The Yakuza is the oldest organized criminal organization in the world. According to legend, a legend the hoods readily endorse and spread, as early as the 17th century, the Yakuza were already organized as itinerant gamblers, peddlers, soldiers of fortune and roving bandits. The group evolved into their current status as gangsters in the 19th century when they took control of traditional vices, prostitution, gambling, liquor distribution, and entertainment. In the 1860s, Japan transformed itself into an industrial nation, the Yakuza followed. It took over large segments of the construction and shipping dock industries and flooded those markets with gambling. The organization also began to dabble in politics in hopes of receiving official sanction, or at least a relief from official harassment. Deals were worked out, and eventually the Yakuza provided muscle and murder for various paramilitary secret societies that dominated the nation's political scene.

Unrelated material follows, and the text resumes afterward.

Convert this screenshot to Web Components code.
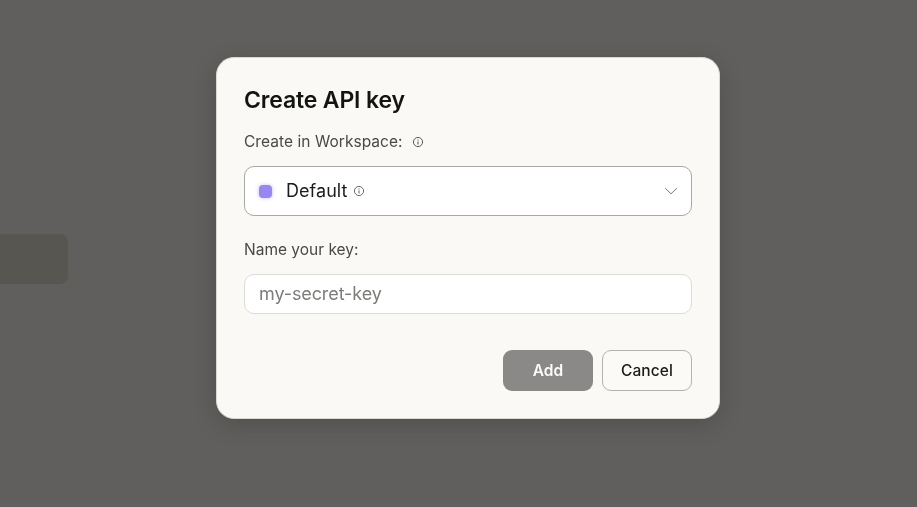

In the 1930s, when the Japanese ultranationalists took over, the Yakuza played a role in the several coups d'etat, the assassination of two prime ministers and two finance ministers, repeated attacks on politicians and industrialists, and ran a terrorist organization in occupied Manchuria. During the second world war, the classical Japan, Inc. arrangement between the Yakuza, industrialists and the military produced the profitable Opium Monopoly Bureau, which was, in effect, a legalized dope peddling business between the military government and the hoods. The Bureau's narcotics sales helped to raise funds for the Japanese war effort and distributed high grade dope to make the subjected populations more pliable to Japanese occupation. Its interesting, that several large Japanese firms still in existence today, including Mitsui and Suzuki were involved with the Opium Monopoly Bureau.

Also during the war, the Yakuza, in cooperation with the Japanese military machine, ran thousands of brothels for Japanese soldiers, kidnapping and forcing hundreds of thousands of Korean women into prostitution, or "comfort women" as they were called. The relationship between big business and the Yakuza continues today. Over the past thirty years, the group has acted as "jiageya," or literally "land turners," for huge national real estate conglomerates that are actively buying up Japan's limited real estate market. The hoods will visit small, family owned businesses who operate in the shadows of high-rise buildings in a downtown area and "persuade" the owners to sell their shops. Persuasion can, and often does, include blackmailing, threats, demolition, or arson.

About five years ago, the Yakuza decided to stop working for the massive real estate investment concerns and entered real estate and commercial development business on their own. Of course, true to gangster form, they didn't use their own cash, they got the money from legitimate investment banks as loans, and, in no small measure, the Yakuza is responsible for the 200 trillion yen ($1 equals 129 yen) in bad loans that have brought the Japanese economy to its knees. This year, thirty executives from top corporations were indicted for paying off other mobsters by arranging 93 million dollars in bad loans to them and then taking a kickback on the money. Another trick they use to get the loans pushed through is old-fashioned extortion. Now that the bottom has fallen out of the risky loan business, the Yakuza started the new century by opening a new market, dumping dangerous and illegal industrial waste and hazardous refuse around Japan for big money paid out by massive corporations. By February of this year alone, the Japanese national police have closed in on no less than 75 dumping operations and arrested 74 hoods. And, in a case of the dog biting the hand that feeds it, a member of the Yakuza recently pleaded guilty to extorting tens of millions of dollars out of the country's top financial institutions, by practicing "sokai," threatening to disrupt their shareholders' meetings.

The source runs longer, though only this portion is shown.